Elsewhere, the Copenhagen Wheel, an attractively designed add-on to the back wheel of an ordinary bike, works both as a miniature engine that stores energy for those moments when you need a little help, and a multi-sensor that gathers data on your performance, traffic and air pollution. Simple devices like this could have as large an impact as the massive city-wide public infrastructure projects.

However, in the hope of developing the intelligent city, perhaps the most radical gesture is also the cheapest. City governments have been gathering data for decades; the use of information technology will make this easier, faster and bigger. But who owns this information? In 2009 Mayor Michael Bloomberg opened the New York City Open Data archive that made copious amounts of city data public. In 2010 Mayor Boris Johnson did the same in London; and since then has been followed by numerous cities around the world.

The datastore is not just a mechanism for transparency.
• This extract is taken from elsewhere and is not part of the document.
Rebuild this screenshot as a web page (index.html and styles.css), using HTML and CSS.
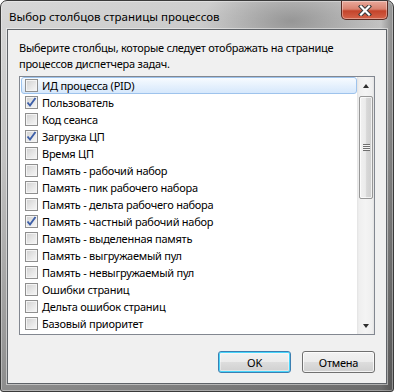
FILE: index.html
```html
<!DOCTYPE html>
<html lang="ru">
<head>
<meta charset="utf-8">
<title>Выбор столбцов страницы процессов</title>
<link rel="stylesheet" href="styles.css">
</head>
<body>
<div class="window">
  <div class="titlebar">
    <span class="title">Выбор столбцов страницы процессов</span>
    <div class="close">
      <svg width="14" height="11" viewBox="0 0 14 11">
        <path d="M3 1.5 L11 9.5 M11 1.5 L3 9.5" stroke="#3a3a3a" stroke-width="4.2" stroke-linecap="square" fill="none"/>
        <path d="M3 1.5 L11 9.5 M11 1.5 L3 9.5" stroke="#ffffff" stroke-width="2.2" stroke-linecap="square" fill="none"/>
      </svg>
    </div>
  </div>
  <div class="client">
    <p class="desc">Выберите столбцы, которые следует отображать на странице<br>процессов диспетчера задач.</p>
    <div class="listbox">
      <ul class="items">
        <li class="item focus"><span class="cb"></span>ИД процесса (PID)</li>
        <li class="item"><span class="cb checked"><svg width="11" height="11" viewBox="0 0 11 11"><path d="M1.5 5.5 L4 8.5 L9.5 1" stroke="#3d5fa8" stroke-width="1.9" fill="none"/></svg></span>Пользователь</li>
        <li class="item"><span class="cb"></span>Код сеанса</li>
        <li class="item"><span class="cb checked"><svg width="11" height="11" viewBox="0 0 11 11"><path d="M1.5 5.5 L4 8.5 L9.5 1" stroke="#3d5fa8" stroke-width="1.9" fill="none"/></svg></span>Загрузка ЦП</li>
        <li class="item"><span class="cb"></span>Время ЦП</li>
        <li class="item"><span class="cb"></span>Память - рабочий набор</li>
        <li class="item"><span class="cb"></span>Память - пик рабочего набора</li>
        <li class="item"><span class="cb"></span>Память - дельта рабочего набора</li>
        <li class="item"><span class="cb checked"><svg width="11" height="11" viewBox="0 0 11 11"><path d="M1.5 5.5 L4 8.5 L9.5 1" stroke="#3d5fa8" stroke-width="1.9" fill="none"/></svg></span>Память - частный рабочий набор</li>
        <li class="item"><span class="cb"></span>Память - выделенная память</li>
        <li class="item"><span class="cb"></span>Память - выгружаемый пул</li>
        <li class="item"><span class="cb"></span>Память - невыгружаемый пул</li>
        <li class="item"><span class="cb"></span>Ошибки страниц</li>
        <li class="item"><span class="cb"></span>Дельта ошибок страниц</li>
        <li class="item"><span class="cb"></span>Базовый приоритет</li>
      </ul>
      <div class="scrollbar">
        <div class="arrow"><span class="tri up"></span></div>
        <div class="track">
          <div class="thumb"><span class="grip"></span></div>
        </div>
        <div class="arrow"><span class="tri down"></span></div>
      </div>
    </div>
    <div class="buttons">
      <button class="btn default">OK</button>
      <button class="btn">Отмена</button>
    </div>
  </div>
</div>
</body>
</html>
```

FILE: styles.css
```css
* { box-sizing: border-box; }
html, body { margin: 0; padding: 0; background: #ffffff; }
body { font-family: "Noto Sans", "Open Sans", sans-serif; font-size: 11px; letter-spacing: -0.25px; color: #000; }

.window {
  position: relative;
  width: 394px;
  height: 392px;
  border: 1px solid #3a3a3a;
  border-radius: 7px 7px 3px 3px;
  padding: 0 6px 7px 6px;
  background:
    radial-gradient(ellipse 90px 40px at 290px 20px, rgba(110,110,110,0.55), rgba(110,110,110,0) 100%),
    linear-gradient(to right, rgba(0,0,0,0) 0, rgba(0,0,0,0) 380px, rgba(40,40,40,0.35) 392px),
    linear-gradient(160deg, #d8d8d8 0%, #c2c2c2 30%, #979797 65%, #6a6a6a 100%);
  box-shadow: inset 0 0 0 1px rgba(255,255,255,0.35);
  display: flex;
  flex-direction: column;
}

.titlebar {
  height: 28px;
  display: flex;
  align-items: center;
  padding: 3px 0 0 2px;
}
.title {
  font-size: 11.5px;
  letter-spacing: 0;
  color: #000;
}

.close {
  position: absolute;
  top: 0;
  right: 5px;
  width: 47px;
  height: 19px;
  border: 1px solid #5a2a22;
  border-top: none;
  border-radius: 0 0 5px 5px;
  background: linear-gradient(to bottom, #e9a99b 0%, #d9826f 45%, #c4442b 55%, #d4634a 100%);
  box-shadow: inset 0 0 0 1px rgba(255,255,255,0.35);
  display: flex;
  align-items: center;
  justify-content: center;
}

.client {
  flex: 1;
  background: #f0f0f0;
  border: 1px solid #5f6368;
  box-shadow: 0 0 0 1px rgba(255,255,255,0.45);
  padding: 10px 11px 10px 11px;
  display: flex;
  flex-direction: column;
}

.desc {
  margin: 0 0 4px 0;
  line-height: 16px;
  white-space: nowrap;
}

.listbox {
  height: 259px;
  flex: none;
  border: 1px solid #828790;
  background: #ffffff;
  display: flex;
}

.items {
  list-style: none;
  margin: 0;
  padding: 0 0 0 1px;
  flex: 1;
}
.item {
  height: 17px;
  border: 1px solid transparent;
  border-radius: 3px;
  padding-left: 3px;
  display: flex;
  align-items: center;
  gap: 4px;
  white-space: nowrap;
}
.item.focus {
  border-color: #9ec3ec;
  background: linear-gradient(to bottom, #f7fbff 0%, #e6f1fd 50%, #d6e8fc 100%);
}

.cb {
  width: 13px;
  height: 13px;
  flex: none;
  border: 1px solid #8f8f8f;
  background: linear-gradient(135deg, #d0d0d0 0%, #e9e9e9 60%, #f7f7f7 100%);
  box-shadow: inset 0 0 0 1px #f4f4f4;
  display: flex;
  align-items: center;
  justify-content: center;
}

.scrollbar {
  width: 17px;
  flex: none;
  display: flex;
  flex-direction: column;
  background: linear-gradient(to right, #e3e3e3 0, #efefef 2px, #f4f4f4 50%, #efefef 15px, #e3e3e3 17px);
}
.arrow {
  height: 17px;
  flex: none;
  display: flex;
  align-items: center;
  justify-content: center;
}
.tri {
  width: 0;
  height: 0;
  border-left: 3.5px solid transparent;
  border-right: 3.5px solid transparent;
}
.tri.up { border-bottom: 4px solid #2e2e2e; }
.tri.down { border-top: 4px solid #2e2e2e; }

.track {
  flex: 1;
  padding: 2px 1px 0 2px;
}
.thumb {
  height: 103px;
  border: 1px solid #979797;
  border-radius: 2px;
  background: linear-gradient(to right, #f1f1f1 0%, #ebebeb 45%, #d8d8d8 55%, #cfcfcf 100%);
  box-shadow: inset 0 0 0 1px rgba(255,255,255,0.7);
  display: flex;
  align-items: center;
  justify-content: center;
}
.grip {
  width: 7px;
  height: 7px;
  background: repeating-linear-gradient(to bottom, #6f6f6f 0, #6f6f6f 1px, #f5f5f5 1px, #f5f5f5 2px);
}

.buttons {
  margin-top: 16px;
  display: flex;
  justify-content: flex-end;
  gap: 11px;
}
.btn {
  width: 73px;
  height: 22px;
  font-family: "Noto Sans", "Open Sans", sans-serif;
  font-size: 11px;
  letter-spacing: -0.25px;
  color: #000;
  border: 1px solid #707070;
  border-radius: 3px;
  padding: 0;
  background: linear-gradient(to bottom, #f2f2f2 0%, #ebebeb 50%, #dddddd 51%, #cfcfcf 100%);
  box-shadow: inset 0 0 0 1px rgba(255,255,255,0.75);
}
.btn.default {
  border-color: #3c7fb1;
  box-shadow: inset 0 0 0 1px #48d5fb, inset 0 0 0 2px rgba(255,255,255,0.4);
}
```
While it is important that the city government proves itself to be open and accountable, establishing a sense of trust between the city and city hall, the variety of information being offered to general scrutiny has a far more valuable potential in engaging the active citizen. Once data is made available, city hall loses control on how that information is used, and by whom: hackers, activists, website designers, coders or app entrepreneurs. It can be utilised to start a political campaign or launch a new business.

This donation of the control of information by the traditional government powers to whoever has a broadband connection and a special interest is perhaps the start of the real intelligent city.